Why so many AV teams are collaborating with faculty in higher ed

Edtech leaders at UB Tech® 2019 in Orlando encouraged attendees to seek feedback from faculty and integrate user-friendly tech

A common theme during UB Tech® 2019’s AV integration track in Orlando revolved around supporting faculty to enhance teaching and learning.

When creating a decentralized audiovisual support system, the University of Georgia’s AV team ensured that “when teachers and students walked into classrooms, they wouldn’t hate it immediately, and they would be familiar with the technology,” said Instructional Technology Systems Professional William Lanham during his presentation.

A remote AV management system immediately alerts his team of classroom technical problems. “There are times when I show up when a room is down and the professor says, ‘I was just about to call you. How are you here already?’” Lanham joked. “We want to fix the problem before class time is wasted.”

Other topics Lanham covered included how his team developed a classroom database and authored AV standards.

A project team at the University of Maine System is collaborating with faculty throughout a multistage process to introduce active learning spaces and to integrate the Zoom web conferencing platform universitywide. 

“We engaged faculty to find out what they were trying to accomplish,” said Project Manager Karen Walsh, one of three UMaine administrators who spoke during the session.
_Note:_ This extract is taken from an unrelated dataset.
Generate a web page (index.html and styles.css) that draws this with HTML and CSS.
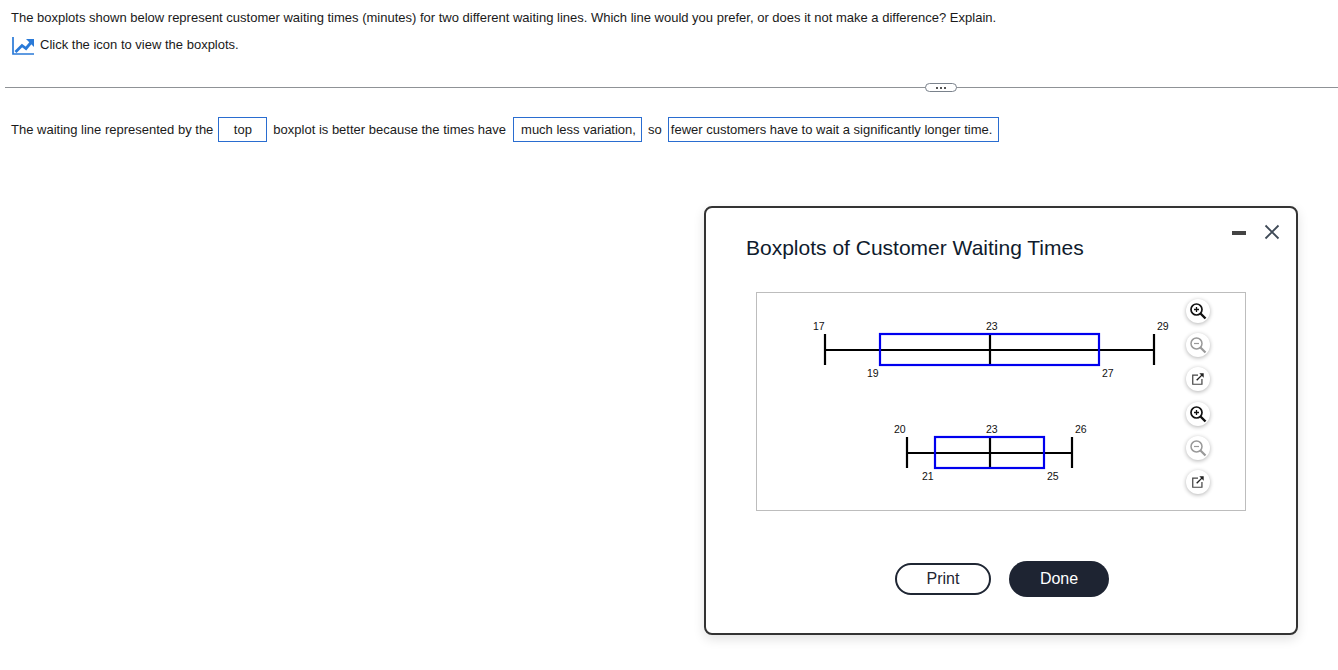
FILE: index.html
```html
<!DOCTYPE html>
<html lang="en">
<head>
    <meta charset="UTF-8">
    <title>Boxplots of Customer Waiting Times</title>
    <link rel="stylesheet" href="styles.css">
</head>
<body>
    <!-- Question -->
    <div class="question">
        <p class="question-text">The boxplots shown below represent customer waiting times (minutes) for two different waiting lines. Which line would you prefer, or does it not make a difference? Explain.</p>
        <p class="icon-line">
            <svg class="chart-icon" width="22" height="18" viewBox="0 0 22 18">
                <path d="M1 0V17H22" fill="none" stroke="#2a7ad8" stroke-width="1.7"/>
                <path d="M3.5 15L10 8.5L14 11.5L19 5.5" fill="none" stroke="#2a7ad8" stroke-width="2.8"/>
                <path d="M14 2H22V10Z" fill="#2a7ad8"/>
            </svg>
            <span>Click the icon to view the boxplots.</span>
        </p>
    </div>

    <!-- Separator -->
    <div class="separator">
        <div class="more-btn">
            <span class="dot"></span><span class="dot"></span><span class="dot"></span>
        </div>
    </div>

    <!-- Answer -->
    <div class="answer">
        <span>The waiting line represented by the</span>
        <span class="choice choice-top">top</span>
        <span>boxplot is better because the times have</span>
        <span class="choice choice-much">much less variation,</span>
        <span>so</span>
        <span class="choice choice-fewer">fewer customers have to wait a significantly longer time.</span>
    </div>

    <!-- Floating window -->
    <div class="dialog">
        <div class="dialog-controls">
            <span class="minimize"></span>
            <svg width="16" height="16" viewBox="0 0 16 16">
                <path d="M1.5 1.5L14.5 14.5M14.5 1.5L1.5 14.5" stroke="#3f4a57" stroke-width="1.8"/>
            </svg>
        </div>
        <h1 class="dialog-title">Boxplots of Customer Waiting Times</h1>

        <div class="plot">
            <svg class="plot-svg" width="424" height="217" viewBox="757 293 424 217">
                <g class="whisker">
                    <path d="M825 334V365M1154 334V365M825 350H1154M990 334V365"/>
                    <path d="M907 437V468M1072 437V468M907 453H1072M990 437V468"/>
                </g>
                <rect class="box" x="880" y="334" width="219" height="31"/>
                <rect class="box" x="935" y="437" width="109" height="31"/>
                <g class="plot-label">
                    <text x="813" y="330">17</text>
                    <text x="986" y="330">23</text>
                    <text x="1157" y="330">29</text>
                    <text x="867" y="377">19</text>
                    <text x="1102" y="377">27</text>
                    <text x="894" y="433">20</text>
                    <text x="986" y="433">23</text>
                    <text x="1075" y="433">26</text>
                    <text x="922" y="480">21</text>
                    <text x="1047" y="480">25</text>
                </g>
            </svg>

            <div class="tools">
                <div class="tool-group">
                    <button class="tool">
                        <svg width="18" height="18" viewBox="0 0 18 18"><circle cx="7.5" cy="7.5" r="5.5" fill="none" stroke="#111" stroke-width="1.7"/><path d="M11.5 11.5L16.5 16.5" stroke="#111" stroke-width="2.4"/><path d="M5 7.5H10M7.5 5V10" stroke="#111" stroke-width="1.3"/></svg>
                    </button>
                    <button class="tool">
                        <svg width="18" height="18" viewBox="0 0 18 18"><circle cx="7.5" cy="7.5" r="5.5" fill="none" stroke="#999" stroke-width="1.5"/><path d="M11.5 11.5L16.5 16.5" stroke="#999" stroke-width="2.2"/><path d="M5 7.5H10" stroke="#999" stroke-width="1.2"/></svg>
                    </button>
                    <button class="tool">
                        <svg width="14" height="14" viewBox="0 0 16 16"><path d="M8 3.5H2V14H12.5V8" fill="none" stroke="#444" stroke-width="1.4"/><path d="M6.5 9.5L13 3" stroke="#222" stroke-width="1.6"/><path d="M9.5 1.5H14.5V6.5Z" fill="#222"/></svg>
                    </button>
                </div>
                <div class="tool-group">
                    <button class="tool">
                        <svg width="18" height="18" viewBox="0 0 18 18"><circle cx="7.5" cy="7.5" r="5.5" fill="none" stroke="#111" stroke-width="1.7"/><path d="M11.5 11.5L16.5 16.5" stroke="#111" stroke-width="2.4"/><path d="M5 7.5H10M7.5 5V10" stroke="#111" stroke-width="1.3"/></svg>
                    </button>
                    <button class="tool">
                        <svg width="18" height="18" viewBox="0 0 18 18"><circle cx="7.5" cy="7.5" r="5.5" fill="none" stroke="#999" stroke-width="1.5"/><path d="M11.5 11.5L16.5 16.5" stroke="#999" stroke-width="2.2"/><path d="M5 7.5H10" stroke="#999" stroke-width="1.2"/></svg>
                    </button>
                    <button class="tool">
                        <svg width="14" height="14" viewBox="0 0 16 16"><path d="M8 3.5H2V14H12.5V8" fill="none" stroke="#444" stroke-width="1.4"/><path d="M6.5 9.5L13 3" stroke="#222" stroke-width="1.6"/><path d="M9.5 1.5H14.5V6.5Z" fill="#222"/></svg>
                    </button>
                </div>
            </div>
        </div>

        <div class="dialog-buttons">
            <button class="btn-print">Print</button>
            <button class="btn-done">Done</button>
        </div>
    </div>
</body>
</html>
```

FILE: styles.css
```css
body {
    margin: 0;
    font-family: "Liberation Sans", Arial, sans-serif;
    font-size: 13px;
    color: #1a1a1a;
    background-color: #fff;
}
.question {
    padding: 10px 0 0 11px;
}
.question-text {
    margin: 0;
    line-height: 16px;
}
.icon-line {
    display: flex;
    align-items: flex-start;
    gap: 6px;
    margin: 11px 0 0 1px;
    line-height: 16px;
}
.chart-icon {
    display: block;
}
.separator {
    position: relative;
    height: 1px;
    margin: 32px 0 0 5px;
    background-color: #8f9296;
}
.more-btn {
    position: absolute;
    left: 920px;
    top: -4px;
    width: 32px;
    height: 9px;
    box-sizing: border-box;
    border: 1.5px solid #7a828c;
    border-radius: 5px;
    background-color: #fff;
    display: flex;
    align-items: center;
    justify-content: center;
    gap: 2px;
}
.dot {
    width: 2px;
    height: 2px;
    background-color: #555;
}
.answer {
    display: flex;
    align-items: center;
    margin: 29px 0 0 11px;
    height: 25px;
}
.choice {
    box-sizing: border-box;
    height: 25px;
    line-height: 24px;
    border: 1px solid #2a6dd0;
    white-space: nowrap;
}
.choice-top {
    width: 49px;
    margin: 0 6px 0 5px;
    text-align: center;
}
.choice-much {
    width: 129px;
    margin: 0 6px 0 7px;
    padding-left: 7px;
}
.choice-fewer {
    width: 331px;
    margin-left: 6px;
    padding-left: 2px;
}

/* Floating window */
.dialog {
    position: absolute;
    left: 704px;
    top: 206px;
    width: 594px;
    height: 429px;
    box-sizing: border-box;
    padding: 0 50px;
    background-color: #fff;
    border: 2px solid #333;
    border-radius: 8px;
    box-shadow: 0 4px 12px rgba(0, 0, 0, 0.12);
}
.dialog-controls {
    position: absolute;
    top: 16px;
    right: 16px;
    display: flex;
    align-items: center;
    gap: 18px;
}
.minimize {
    width: 14px;
    height: 4px;
    margin-top: 2px;
    background-color: #444;
}
.dialog-title {
    margin: 27px 0 0 -10px;
    font-size: 21px;
    line-height: 26px;
    font-weight: normal;
    color: #0f1b2d;
}
.plot {
    display: flex;
    width: 490px;
    height: 219px;
    box-sizing: border-box;
    margin-top: 31px;
    border: 1px solid #bdbdbd;
}
.plot-svg {
    display: block;
}
.whisker path {
    fill: none;
    stroke: #000;
    stroke-width: 2.2;
}
.box {
    fill: none;
    stroke: #0000ee;
    stroke-width: 2.2;
}
.plot-label text {
    font-size: 10.5px;
    fill: #111;
}
.tools {
    display: flex;
    flex-direction: column;
    gap: 11px;
    padding: 6px 0 0 5px;
}
.tool-group {
    display: flex;
    flex-direction: column;
    gap: 10px;
}
.tool {
    display: flex;
    align-items: center;
    justify-content: center;
    width: 24px;
    height: 24px;
    padding: 0;
    border: none;
    border-radius: 50%;
    background-color: #fff;
    box-shadow: 0 1px 4px rgba(0, 0, 0, 0.3);
}
.dialog-buttons {
    display: flex;
    align-items: center;
    justify-content: center;
    gap: 18px;
    margin: 50px 0 0 2px;
}
.btn-print, .btn-done {
    font-family: "Liberation Sans", Arial, sans-serif;
    font-size: 16px;
    border-radius: 18px;
}
.btn-print {
    width: 96px;
    height: 32px;
    background-color: #fff;
    border: 2px solid #1f2633;
    color: #1f2633;
}
.btn-done {
    width: 100px;
    height: 36px;
    background-color: #1e2432;
    border: none;
    color: #fff;
}
```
Faculty wanted web conferencing, so the project team invited 50 instructors to rate three vendors’ solutions. “We wanted faculty to be part of the decision-making process,” said Walsh. 

The university system has assessed and updated over 500 classrooms and eight centers on seven campuses. 

During a session on voice control and artificial intelligence, Media and Control Systems Engineer Robert Kennedy of The University of Scranton in Pennsylvania lauded Alexa’s classroom control skill because the program understands “the technology vernacular of faculty.” So when instructors ask Alexa to turn on equipment, Alexa can effectively perform their requests. However, schools still purchase additional voice control commands, which can conflict with each other.

“My goal is to use every command in one skill so Alexa will know what to do,” Kennedy said. He is accomplishing this by creating a yet-to-be-completed skill that has Alexa tell a school’s processor machine what to do, rather than have Alexa perform the function. “In the processor, there are answers for every possible request that you can make, unlike in Alexa,” he said.

Attendees saw a live demonstration of Kennedy’s invention, during which he told Alexa to ask the processor to perform various tasks on three monitors. 

Another presentation addressed pursuing simplicity for faculty. Educational Technologist Jim Spencer of the University of Notre Dame in Indiana began with a look at the evolution of touch screens. When he reached the final stage of evolution—iPads—Spencer asked, “Doesn’t this design look like where we started in the first slide?” The audience acknowledged it did. “What looked plain and boring is now the future,” he continued. 

Spencer’s point: Simplification is key. “We serve students and professors,” he said. “Our user interfaces need to be easy to use and simple.” Spencer took this a step further by suggesting that higher ed eliminate interfaces entirely using, for example, motion control light setups, AI technology, sync detection and document cameras.

Tech-agnostic equipment

AV track presenters also discussed using nonproprietary technology. 

In a presentation on collaboration spaces, Extron Electronics Technical Trainer Karl Rosenberg suggested installing tech-agnostic wireless equipment to avoid a situation where a student with a PC can’t interact with a classroom’s Apple TV, for example. During another session, Rosenberg recommended steering clear of proprietary encoders for livestreaming because “all of your students will have to buy their own software and then perform software updates,” he said. 

AV Engineering Team Leader Jared Walley followed similar advice when Australia’s Deakin University moved AV teaching technology onto an enterprise network to better manage finances and an ever-growing tech fleet. His ultimate goal was to put equipment on a standardized infrastructure.

Walley shared the benefit of purchasing tech-integrated lectern desks as an example. “If the top gets messy, I can just have the manufacturer replace that part without having to purchase an entirely new desk,” he said. “Some areas I am spending on more now, but that will greatly reduce next cycle.”